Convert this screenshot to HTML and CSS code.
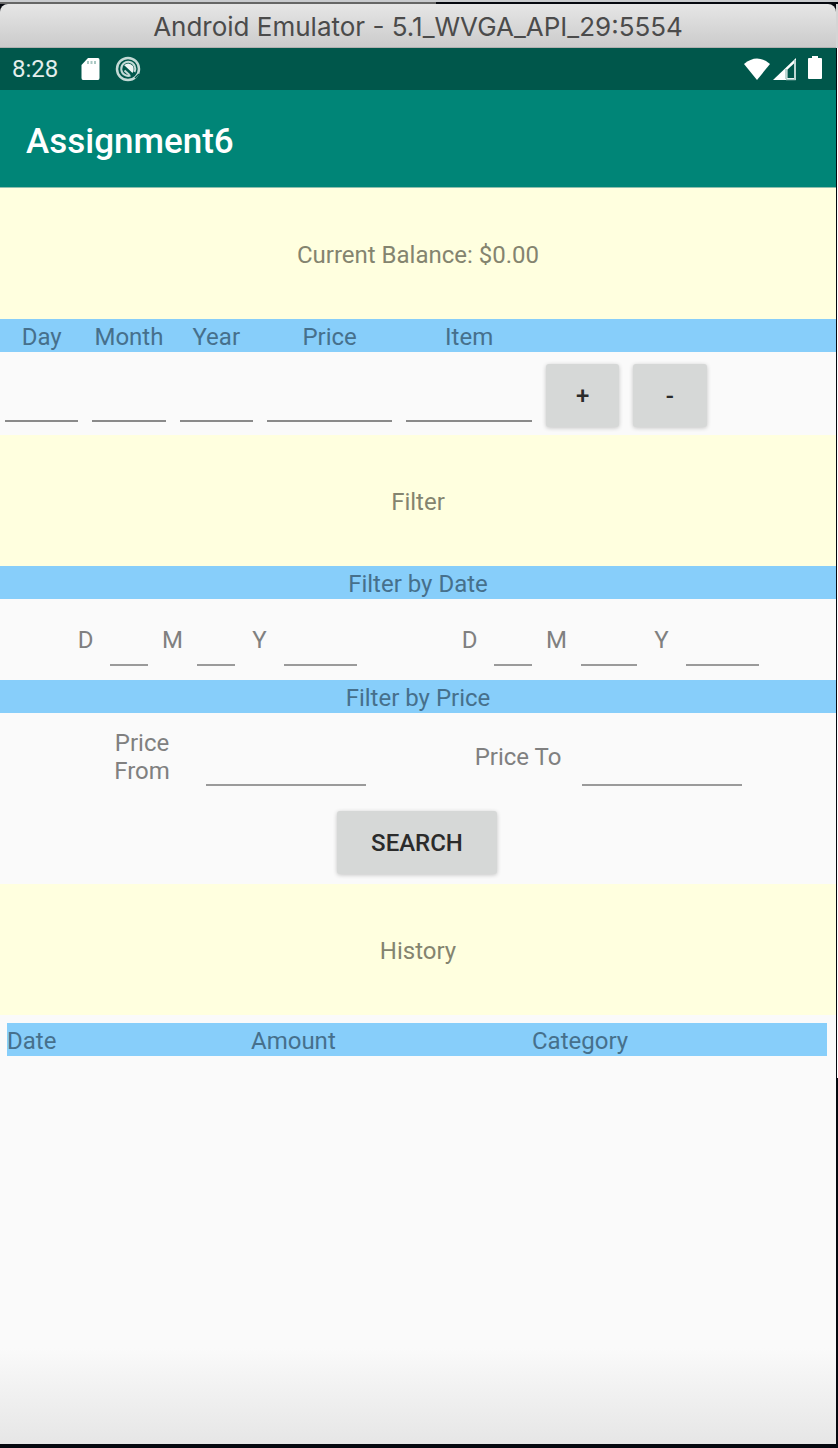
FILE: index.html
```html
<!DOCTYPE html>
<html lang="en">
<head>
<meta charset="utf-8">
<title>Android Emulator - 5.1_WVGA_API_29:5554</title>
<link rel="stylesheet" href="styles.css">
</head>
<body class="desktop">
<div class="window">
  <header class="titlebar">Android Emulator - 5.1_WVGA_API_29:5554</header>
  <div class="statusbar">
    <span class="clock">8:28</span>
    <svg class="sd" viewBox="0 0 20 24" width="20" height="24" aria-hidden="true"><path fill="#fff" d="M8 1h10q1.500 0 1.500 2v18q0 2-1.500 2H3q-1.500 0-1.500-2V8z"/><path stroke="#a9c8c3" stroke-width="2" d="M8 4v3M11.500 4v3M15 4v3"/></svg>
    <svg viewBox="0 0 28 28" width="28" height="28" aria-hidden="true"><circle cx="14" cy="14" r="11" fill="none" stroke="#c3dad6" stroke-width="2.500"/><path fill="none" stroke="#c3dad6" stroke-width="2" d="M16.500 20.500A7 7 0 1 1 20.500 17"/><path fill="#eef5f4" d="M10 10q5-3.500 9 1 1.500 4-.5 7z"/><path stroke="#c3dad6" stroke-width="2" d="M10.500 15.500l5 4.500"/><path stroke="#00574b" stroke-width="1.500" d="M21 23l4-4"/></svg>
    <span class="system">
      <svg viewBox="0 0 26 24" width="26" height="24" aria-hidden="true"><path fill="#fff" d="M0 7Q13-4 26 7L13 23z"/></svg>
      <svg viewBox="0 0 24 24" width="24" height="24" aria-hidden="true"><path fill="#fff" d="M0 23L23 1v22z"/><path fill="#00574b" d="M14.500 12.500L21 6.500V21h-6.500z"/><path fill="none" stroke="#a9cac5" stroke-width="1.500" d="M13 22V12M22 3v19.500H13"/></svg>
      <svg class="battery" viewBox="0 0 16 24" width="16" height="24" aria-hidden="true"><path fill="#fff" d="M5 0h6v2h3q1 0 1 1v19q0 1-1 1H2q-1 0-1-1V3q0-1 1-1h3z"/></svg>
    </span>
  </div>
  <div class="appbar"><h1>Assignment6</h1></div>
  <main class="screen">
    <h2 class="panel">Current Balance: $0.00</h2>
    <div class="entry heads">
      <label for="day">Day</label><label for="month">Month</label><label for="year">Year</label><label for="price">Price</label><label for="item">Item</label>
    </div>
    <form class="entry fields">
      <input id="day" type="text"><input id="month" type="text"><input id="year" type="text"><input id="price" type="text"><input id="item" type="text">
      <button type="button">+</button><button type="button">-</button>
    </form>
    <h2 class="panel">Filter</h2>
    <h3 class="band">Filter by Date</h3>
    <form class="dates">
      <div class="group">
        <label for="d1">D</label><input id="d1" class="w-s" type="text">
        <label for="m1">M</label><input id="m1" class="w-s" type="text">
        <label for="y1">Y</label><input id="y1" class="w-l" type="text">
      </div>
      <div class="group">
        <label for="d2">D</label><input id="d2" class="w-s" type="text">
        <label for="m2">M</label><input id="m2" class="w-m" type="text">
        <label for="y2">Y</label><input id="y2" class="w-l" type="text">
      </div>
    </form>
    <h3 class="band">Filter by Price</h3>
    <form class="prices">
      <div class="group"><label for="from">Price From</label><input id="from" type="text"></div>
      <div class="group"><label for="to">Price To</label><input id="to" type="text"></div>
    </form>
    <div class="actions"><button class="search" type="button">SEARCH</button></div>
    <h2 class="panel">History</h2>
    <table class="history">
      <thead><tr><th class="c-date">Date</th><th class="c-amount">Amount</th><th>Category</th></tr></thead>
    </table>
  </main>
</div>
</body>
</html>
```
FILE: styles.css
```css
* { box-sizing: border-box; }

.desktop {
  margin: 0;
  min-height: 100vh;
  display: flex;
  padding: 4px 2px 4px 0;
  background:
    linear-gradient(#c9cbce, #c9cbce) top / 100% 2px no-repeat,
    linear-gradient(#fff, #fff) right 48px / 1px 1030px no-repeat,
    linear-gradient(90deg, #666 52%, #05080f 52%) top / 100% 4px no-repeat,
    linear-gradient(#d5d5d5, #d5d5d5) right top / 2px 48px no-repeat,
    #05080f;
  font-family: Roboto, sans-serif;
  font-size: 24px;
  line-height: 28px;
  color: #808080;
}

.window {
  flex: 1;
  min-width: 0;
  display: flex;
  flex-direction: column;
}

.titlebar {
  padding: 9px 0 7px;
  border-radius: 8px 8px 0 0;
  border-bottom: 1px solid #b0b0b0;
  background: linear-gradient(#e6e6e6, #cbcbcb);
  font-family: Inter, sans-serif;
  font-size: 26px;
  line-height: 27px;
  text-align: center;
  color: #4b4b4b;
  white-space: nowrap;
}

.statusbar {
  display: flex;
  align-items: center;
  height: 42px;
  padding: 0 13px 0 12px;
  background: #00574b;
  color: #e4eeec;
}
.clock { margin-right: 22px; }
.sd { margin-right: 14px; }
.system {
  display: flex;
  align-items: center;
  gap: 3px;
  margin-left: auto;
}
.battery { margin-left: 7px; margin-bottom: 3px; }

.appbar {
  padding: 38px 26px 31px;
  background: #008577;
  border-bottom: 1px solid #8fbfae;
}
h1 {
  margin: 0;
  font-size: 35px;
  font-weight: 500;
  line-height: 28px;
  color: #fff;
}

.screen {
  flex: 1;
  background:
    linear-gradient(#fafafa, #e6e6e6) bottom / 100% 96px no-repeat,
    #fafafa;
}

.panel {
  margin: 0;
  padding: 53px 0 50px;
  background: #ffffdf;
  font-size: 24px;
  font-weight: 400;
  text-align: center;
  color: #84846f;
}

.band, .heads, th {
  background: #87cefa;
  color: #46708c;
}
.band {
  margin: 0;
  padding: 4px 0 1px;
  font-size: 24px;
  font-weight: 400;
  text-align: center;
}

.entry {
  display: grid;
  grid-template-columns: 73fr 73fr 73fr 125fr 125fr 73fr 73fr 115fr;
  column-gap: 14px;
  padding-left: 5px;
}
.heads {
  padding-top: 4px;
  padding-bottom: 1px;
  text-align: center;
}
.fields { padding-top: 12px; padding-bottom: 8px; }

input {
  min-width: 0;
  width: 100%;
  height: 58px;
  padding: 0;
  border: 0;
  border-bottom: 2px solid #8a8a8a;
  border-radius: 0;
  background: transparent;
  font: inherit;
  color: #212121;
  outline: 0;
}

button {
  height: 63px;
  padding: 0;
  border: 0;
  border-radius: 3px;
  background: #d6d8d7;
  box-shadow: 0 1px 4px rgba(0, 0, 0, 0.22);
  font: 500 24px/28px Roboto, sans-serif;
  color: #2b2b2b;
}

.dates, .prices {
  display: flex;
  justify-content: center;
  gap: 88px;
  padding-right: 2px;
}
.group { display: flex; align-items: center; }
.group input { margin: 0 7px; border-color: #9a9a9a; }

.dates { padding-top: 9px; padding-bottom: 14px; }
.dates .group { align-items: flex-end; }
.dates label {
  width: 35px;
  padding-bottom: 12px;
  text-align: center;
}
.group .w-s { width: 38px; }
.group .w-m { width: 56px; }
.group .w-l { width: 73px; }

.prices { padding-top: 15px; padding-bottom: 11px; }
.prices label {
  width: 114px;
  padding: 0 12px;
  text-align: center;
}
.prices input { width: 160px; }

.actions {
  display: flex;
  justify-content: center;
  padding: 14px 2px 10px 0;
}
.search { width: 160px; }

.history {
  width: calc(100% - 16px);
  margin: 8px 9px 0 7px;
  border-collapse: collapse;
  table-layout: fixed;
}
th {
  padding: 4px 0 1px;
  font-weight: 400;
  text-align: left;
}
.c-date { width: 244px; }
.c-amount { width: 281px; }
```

...

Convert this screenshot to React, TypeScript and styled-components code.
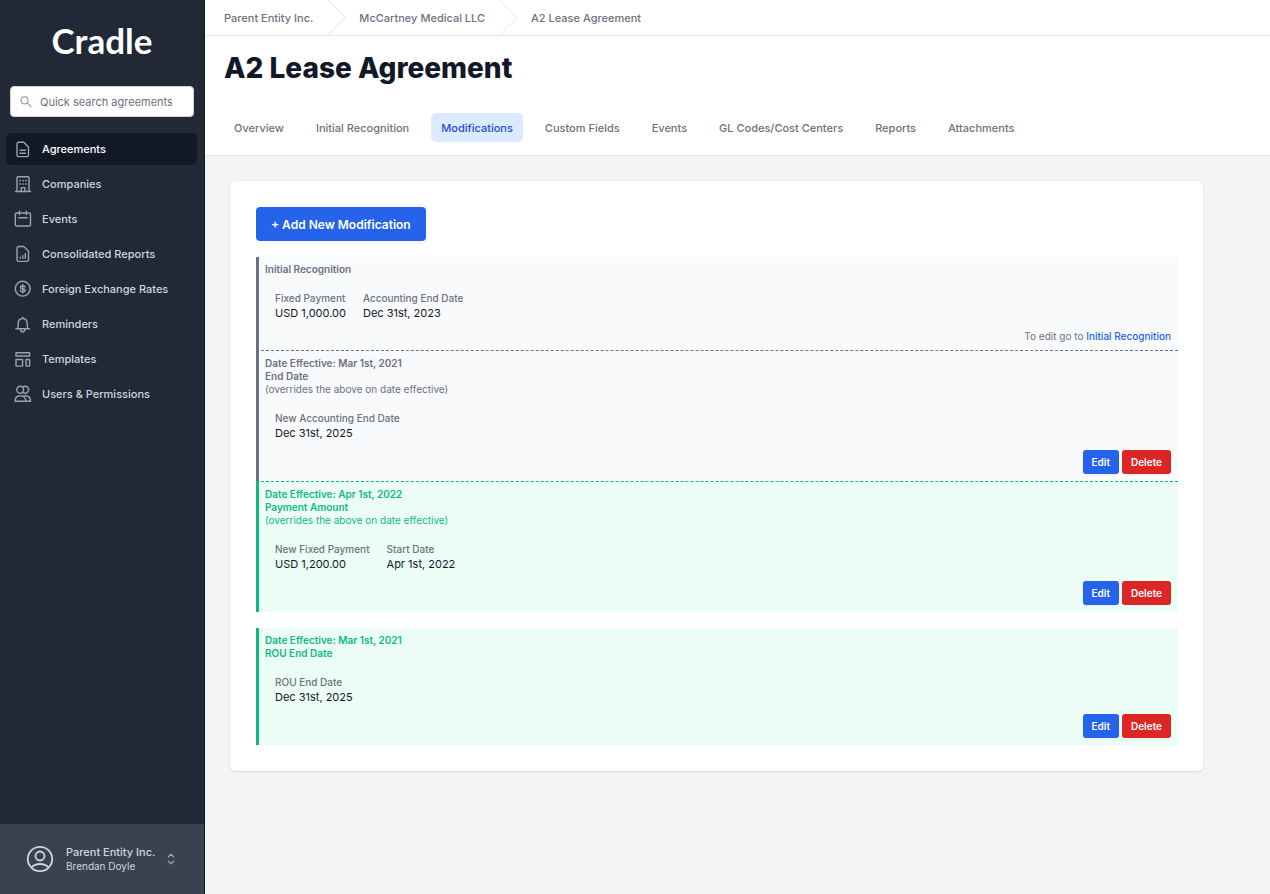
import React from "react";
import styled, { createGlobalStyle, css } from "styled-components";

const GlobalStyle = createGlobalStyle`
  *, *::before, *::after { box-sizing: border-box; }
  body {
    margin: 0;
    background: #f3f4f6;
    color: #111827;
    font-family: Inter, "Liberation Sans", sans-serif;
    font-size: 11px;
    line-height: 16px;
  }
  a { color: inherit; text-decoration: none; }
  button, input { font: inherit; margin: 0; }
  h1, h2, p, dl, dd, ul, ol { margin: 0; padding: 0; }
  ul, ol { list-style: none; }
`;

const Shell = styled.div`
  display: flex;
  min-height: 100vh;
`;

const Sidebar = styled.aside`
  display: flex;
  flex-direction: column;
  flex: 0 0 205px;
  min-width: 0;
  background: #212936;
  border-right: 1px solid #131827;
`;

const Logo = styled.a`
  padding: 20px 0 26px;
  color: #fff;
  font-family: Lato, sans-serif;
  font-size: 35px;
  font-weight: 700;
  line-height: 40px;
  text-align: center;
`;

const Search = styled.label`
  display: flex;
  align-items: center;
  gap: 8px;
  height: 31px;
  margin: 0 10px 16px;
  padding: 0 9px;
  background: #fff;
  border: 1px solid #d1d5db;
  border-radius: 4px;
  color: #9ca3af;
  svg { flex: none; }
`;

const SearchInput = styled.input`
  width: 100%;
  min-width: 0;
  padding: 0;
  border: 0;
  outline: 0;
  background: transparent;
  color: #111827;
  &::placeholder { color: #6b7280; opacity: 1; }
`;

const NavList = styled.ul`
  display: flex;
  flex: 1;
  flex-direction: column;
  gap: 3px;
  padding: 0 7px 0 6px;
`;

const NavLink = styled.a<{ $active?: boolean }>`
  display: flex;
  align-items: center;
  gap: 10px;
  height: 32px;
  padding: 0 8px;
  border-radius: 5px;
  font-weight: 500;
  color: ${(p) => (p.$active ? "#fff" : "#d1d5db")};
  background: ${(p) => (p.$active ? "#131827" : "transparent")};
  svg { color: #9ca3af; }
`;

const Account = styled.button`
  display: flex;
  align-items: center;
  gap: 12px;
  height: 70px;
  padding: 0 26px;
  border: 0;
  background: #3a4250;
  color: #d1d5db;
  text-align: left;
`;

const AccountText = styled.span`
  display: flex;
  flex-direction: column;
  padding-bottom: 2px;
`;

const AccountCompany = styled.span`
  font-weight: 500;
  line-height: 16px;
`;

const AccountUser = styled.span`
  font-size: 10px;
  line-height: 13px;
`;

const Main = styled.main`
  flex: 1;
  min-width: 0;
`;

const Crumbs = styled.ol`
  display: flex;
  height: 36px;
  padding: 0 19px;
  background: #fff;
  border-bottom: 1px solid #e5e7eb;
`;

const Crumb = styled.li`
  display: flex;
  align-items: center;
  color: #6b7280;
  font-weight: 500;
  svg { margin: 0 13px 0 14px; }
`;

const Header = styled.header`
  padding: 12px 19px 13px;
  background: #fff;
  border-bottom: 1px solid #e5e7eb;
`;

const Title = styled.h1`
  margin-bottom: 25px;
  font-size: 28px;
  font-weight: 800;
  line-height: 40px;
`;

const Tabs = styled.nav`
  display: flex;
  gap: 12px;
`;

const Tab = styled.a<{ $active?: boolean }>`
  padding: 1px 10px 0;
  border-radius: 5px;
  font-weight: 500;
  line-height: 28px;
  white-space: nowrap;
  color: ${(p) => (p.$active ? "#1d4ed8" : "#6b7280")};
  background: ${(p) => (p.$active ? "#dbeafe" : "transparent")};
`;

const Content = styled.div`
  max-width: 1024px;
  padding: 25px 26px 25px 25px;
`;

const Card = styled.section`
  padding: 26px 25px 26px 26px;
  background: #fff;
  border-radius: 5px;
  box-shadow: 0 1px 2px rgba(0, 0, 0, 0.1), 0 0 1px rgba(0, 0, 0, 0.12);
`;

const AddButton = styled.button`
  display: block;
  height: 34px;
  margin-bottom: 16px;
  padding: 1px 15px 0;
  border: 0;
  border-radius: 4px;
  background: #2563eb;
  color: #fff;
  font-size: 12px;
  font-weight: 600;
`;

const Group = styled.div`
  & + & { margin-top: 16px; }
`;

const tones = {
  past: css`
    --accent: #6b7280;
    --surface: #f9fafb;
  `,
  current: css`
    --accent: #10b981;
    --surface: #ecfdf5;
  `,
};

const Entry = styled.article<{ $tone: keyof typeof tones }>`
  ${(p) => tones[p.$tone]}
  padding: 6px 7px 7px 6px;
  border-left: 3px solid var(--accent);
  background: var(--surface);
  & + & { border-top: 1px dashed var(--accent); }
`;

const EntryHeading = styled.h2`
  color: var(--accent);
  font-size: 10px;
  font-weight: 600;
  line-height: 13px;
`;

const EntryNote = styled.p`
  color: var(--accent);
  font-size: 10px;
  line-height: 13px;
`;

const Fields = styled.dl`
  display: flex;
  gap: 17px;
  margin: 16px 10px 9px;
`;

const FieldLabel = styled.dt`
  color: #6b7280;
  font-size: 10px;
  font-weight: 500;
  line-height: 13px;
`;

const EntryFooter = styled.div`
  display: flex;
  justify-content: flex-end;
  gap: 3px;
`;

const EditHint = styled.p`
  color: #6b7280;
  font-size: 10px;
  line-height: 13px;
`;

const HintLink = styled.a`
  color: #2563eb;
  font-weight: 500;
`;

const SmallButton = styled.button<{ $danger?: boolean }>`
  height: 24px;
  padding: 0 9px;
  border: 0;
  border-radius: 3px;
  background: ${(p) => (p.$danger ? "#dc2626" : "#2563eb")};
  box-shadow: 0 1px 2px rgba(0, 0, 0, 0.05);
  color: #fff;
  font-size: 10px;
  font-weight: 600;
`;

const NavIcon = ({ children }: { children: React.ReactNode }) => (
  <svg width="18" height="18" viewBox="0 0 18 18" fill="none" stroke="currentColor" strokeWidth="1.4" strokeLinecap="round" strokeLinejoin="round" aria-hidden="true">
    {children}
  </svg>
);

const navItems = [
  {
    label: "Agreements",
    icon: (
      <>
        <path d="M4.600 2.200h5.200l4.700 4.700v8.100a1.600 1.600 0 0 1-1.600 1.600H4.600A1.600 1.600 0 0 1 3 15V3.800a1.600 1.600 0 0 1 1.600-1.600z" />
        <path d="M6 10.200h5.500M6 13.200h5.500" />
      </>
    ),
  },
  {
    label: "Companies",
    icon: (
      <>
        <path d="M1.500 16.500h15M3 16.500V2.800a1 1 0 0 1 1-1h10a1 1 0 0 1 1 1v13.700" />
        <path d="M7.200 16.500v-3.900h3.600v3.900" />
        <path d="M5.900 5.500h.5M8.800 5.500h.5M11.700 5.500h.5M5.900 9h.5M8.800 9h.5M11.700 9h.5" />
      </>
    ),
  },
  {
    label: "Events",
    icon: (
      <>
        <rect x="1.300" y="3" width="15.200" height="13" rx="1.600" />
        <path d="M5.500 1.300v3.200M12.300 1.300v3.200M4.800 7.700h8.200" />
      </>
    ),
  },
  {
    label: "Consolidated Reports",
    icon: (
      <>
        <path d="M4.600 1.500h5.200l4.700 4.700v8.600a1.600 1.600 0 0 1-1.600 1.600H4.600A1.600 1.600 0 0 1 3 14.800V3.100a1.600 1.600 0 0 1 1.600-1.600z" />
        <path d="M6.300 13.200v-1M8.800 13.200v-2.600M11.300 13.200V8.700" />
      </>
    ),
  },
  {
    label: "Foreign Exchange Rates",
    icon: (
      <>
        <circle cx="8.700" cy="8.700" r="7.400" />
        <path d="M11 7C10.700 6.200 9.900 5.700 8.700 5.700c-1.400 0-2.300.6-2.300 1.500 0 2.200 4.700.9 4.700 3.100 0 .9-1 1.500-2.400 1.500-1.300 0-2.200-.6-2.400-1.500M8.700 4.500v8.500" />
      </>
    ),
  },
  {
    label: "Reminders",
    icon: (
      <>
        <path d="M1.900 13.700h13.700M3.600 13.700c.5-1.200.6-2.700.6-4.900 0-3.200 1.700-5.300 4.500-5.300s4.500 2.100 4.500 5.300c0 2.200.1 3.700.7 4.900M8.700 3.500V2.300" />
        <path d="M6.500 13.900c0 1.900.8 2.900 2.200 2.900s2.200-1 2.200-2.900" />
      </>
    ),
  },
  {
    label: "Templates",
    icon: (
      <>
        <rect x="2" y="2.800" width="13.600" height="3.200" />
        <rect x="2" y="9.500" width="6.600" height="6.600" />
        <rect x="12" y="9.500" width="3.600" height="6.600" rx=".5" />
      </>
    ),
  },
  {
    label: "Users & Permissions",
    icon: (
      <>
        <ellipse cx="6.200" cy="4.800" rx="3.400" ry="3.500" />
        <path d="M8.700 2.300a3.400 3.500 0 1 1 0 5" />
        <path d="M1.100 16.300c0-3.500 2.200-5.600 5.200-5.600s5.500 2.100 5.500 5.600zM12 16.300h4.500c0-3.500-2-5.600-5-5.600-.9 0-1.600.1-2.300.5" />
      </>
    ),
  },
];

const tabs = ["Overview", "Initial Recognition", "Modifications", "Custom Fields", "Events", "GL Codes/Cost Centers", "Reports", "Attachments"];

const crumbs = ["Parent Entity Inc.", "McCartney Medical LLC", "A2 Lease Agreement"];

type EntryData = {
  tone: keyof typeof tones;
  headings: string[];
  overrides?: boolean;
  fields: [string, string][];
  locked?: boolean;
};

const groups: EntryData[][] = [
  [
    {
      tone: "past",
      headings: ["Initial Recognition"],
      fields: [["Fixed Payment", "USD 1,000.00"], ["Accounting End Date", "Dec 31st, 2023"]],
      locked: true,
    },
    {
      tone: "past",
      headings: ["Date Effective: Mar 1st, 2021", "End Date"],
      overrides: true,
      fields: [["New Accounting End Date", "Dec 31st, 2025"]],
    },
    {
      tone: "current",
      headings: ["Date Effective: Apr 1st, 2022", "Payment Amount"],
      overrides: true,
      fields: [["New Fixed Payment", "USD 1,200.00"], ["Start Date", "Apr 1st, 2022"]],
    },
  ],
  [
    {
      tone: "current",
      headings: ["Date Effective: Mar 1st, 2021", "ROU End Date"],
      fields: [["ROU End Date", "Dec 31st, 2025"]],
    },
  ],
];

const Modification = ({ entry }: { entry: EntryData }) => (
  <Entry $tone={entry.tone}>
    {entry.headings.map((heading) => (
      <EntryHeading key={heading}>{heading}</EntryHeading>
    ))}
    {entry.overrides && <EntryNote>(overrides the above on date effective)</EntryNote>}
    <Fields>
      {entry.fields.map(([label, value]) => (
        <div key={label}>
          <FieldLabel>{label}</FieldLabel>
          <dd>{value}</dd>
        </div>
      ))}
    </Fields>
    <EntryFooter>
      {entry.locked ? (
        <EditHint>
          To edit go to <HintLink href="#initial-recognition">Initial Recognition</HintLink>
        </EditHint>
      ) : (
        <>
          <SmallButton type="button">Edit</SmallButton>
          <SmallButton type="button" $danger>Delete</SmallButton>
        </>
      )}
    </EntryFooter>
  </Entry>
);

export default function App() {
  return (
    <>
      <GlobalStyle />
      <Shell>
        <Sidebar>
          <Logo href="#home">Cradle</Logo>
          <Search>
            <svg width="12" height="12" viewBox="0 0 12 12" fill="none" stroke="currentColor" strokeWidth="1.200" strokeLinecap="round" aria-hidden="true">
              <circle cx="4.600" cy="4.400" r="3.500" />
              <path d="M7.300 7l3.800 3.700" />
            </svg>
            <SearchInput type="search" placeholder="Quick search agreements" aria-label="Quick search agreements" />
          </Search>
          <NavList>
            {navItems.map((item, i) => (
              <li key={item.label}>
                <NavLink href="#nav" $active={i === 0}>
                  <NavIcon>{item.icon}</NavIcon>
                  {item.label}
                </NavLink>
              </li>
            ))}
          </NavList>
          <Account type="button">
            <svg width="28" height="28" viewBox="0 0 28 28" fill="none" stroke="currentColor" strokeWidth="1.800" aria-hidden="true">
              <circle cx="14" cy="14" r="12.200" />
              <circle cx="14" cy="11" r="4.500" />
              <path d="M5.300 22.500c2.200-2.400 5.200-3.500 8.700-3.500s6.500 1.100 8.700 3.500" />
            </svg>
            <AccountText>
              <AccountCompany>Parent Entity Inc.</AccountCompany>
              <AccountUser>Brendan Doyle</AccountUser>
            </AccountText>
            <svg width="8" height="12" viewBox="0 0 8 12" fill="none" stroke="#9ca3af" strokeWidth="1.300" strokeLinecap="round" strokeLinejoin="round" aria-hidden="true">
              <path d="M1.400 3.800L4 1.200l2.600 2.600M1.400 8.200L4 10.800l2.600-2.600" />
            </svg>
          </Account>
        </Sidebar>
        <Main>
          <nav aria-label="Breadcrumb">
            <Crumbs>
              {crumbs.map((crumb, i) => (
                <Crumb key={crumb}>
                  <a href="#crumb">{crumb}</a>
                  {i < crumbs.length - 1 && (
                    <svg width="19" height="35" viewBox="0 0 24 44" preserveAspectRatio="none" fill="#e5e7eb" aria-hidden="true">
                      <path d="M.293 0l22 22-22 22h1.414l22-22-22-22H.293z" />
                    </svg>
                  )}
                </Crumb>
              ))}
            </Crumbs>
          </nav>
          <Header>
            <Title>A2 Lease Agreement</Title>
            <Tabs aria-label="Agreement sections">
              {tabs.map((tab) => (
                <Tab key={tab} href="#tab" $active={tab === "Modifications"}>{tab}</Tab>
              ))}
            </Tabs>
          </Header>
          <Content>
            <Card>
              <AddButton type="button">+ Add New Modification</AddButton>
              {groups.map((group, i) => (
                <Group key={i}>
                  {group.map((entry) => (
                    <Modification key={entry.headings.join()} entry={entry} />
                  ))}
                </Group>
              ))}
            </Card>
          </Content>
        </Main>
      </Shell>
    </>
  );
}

Prompt: Check each line of the records above for the word "Convert", then give the number of lines that have it, with no other words.

The solution: 2